As this is your life and your love, I’m sure you’ve seen it before, but there was a wonderful python library (sadly discontinued) called LEPL that provided an elegant interface for writing combinator parsers: http://www.acooke.org/lepl/

I used it to write a shell tool a few years back (so I’m sad to see it’s been decommissioned) and it served me well.

5. Spencer

I recently got to write a parser for a small work project. I used pyparsing, which has a very similar feel to your implementation.

6. Wyrd Smythe

I share your love of programming languages, and I have been playing around with one of my own invention for 20 years. (BOOL — Basic Object-Oriented Language — http://bookofbool.com/ — it’s a Mixmaster puree of favorite elements from other languages, plus it’s intended to be one of the weirder (and not useful) languages — more an art project than a viable programming language.
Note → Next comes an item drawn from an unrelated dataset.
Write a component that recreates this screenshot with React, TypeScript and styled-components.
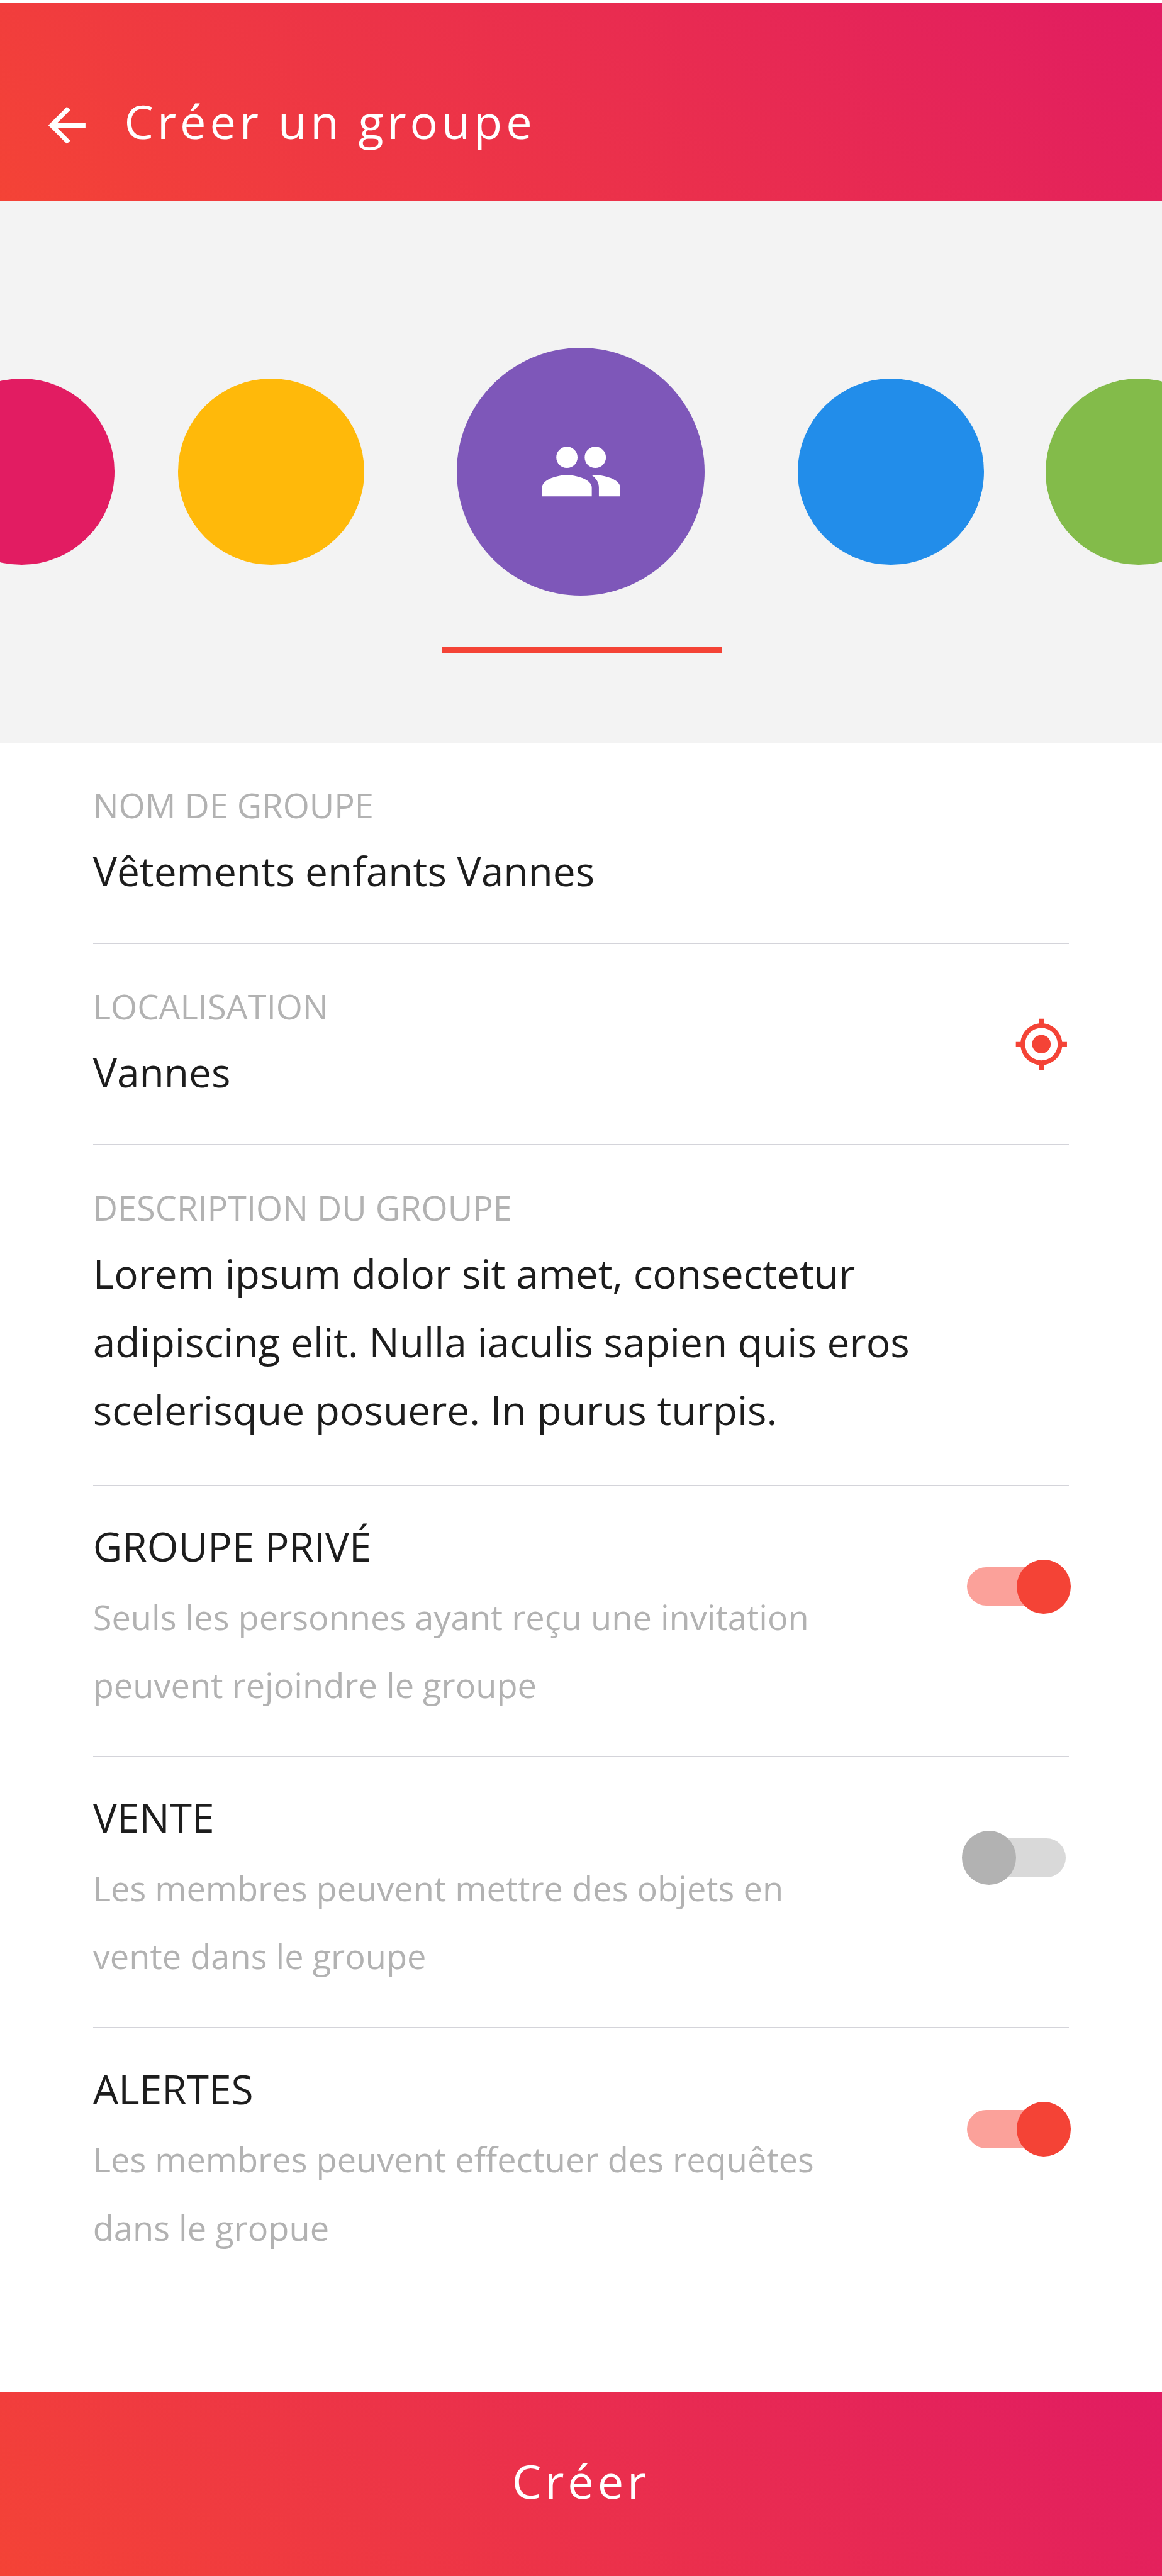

A language only its father could love.)

The thing I do love about R/D compilers is how the shape of the code matches the grammar of the language. I’m one of those old-fashioned “DIY” programmers who’s never liked code generators. I’ve always found translating a grammar from, say, BNF into code was pretty natural and easy.

I do like what you’re doing here, and I like it a lot! Lately I’ve been using Python to implement BOOL, and you’ve got some tricks here I’d like to try. Again, I like how the “shape” of the code matches the “shape” of the grammar. I consider clarity the most important trait of code (more important than even correctness), and I believe a structural alignment between the code and the problem aids clarity.

FWIW, I often use a lexer-parser architecture that pre-processes the input. Recognizes strings (and escape sequences within them), recognizes numbers, strips comments, that sort of thing. The parser receives strings and numbers as typed tokens (which include line number and other meta).

Looking forward to having a go at a functional parser! 😀

7. lucretia9

I’m trying to get my head around this stuff, mostly it’s all from functional and I’ve very limited knowledge there.

But, you didn’t cover the pr() function, what is that? Just seems to call itself.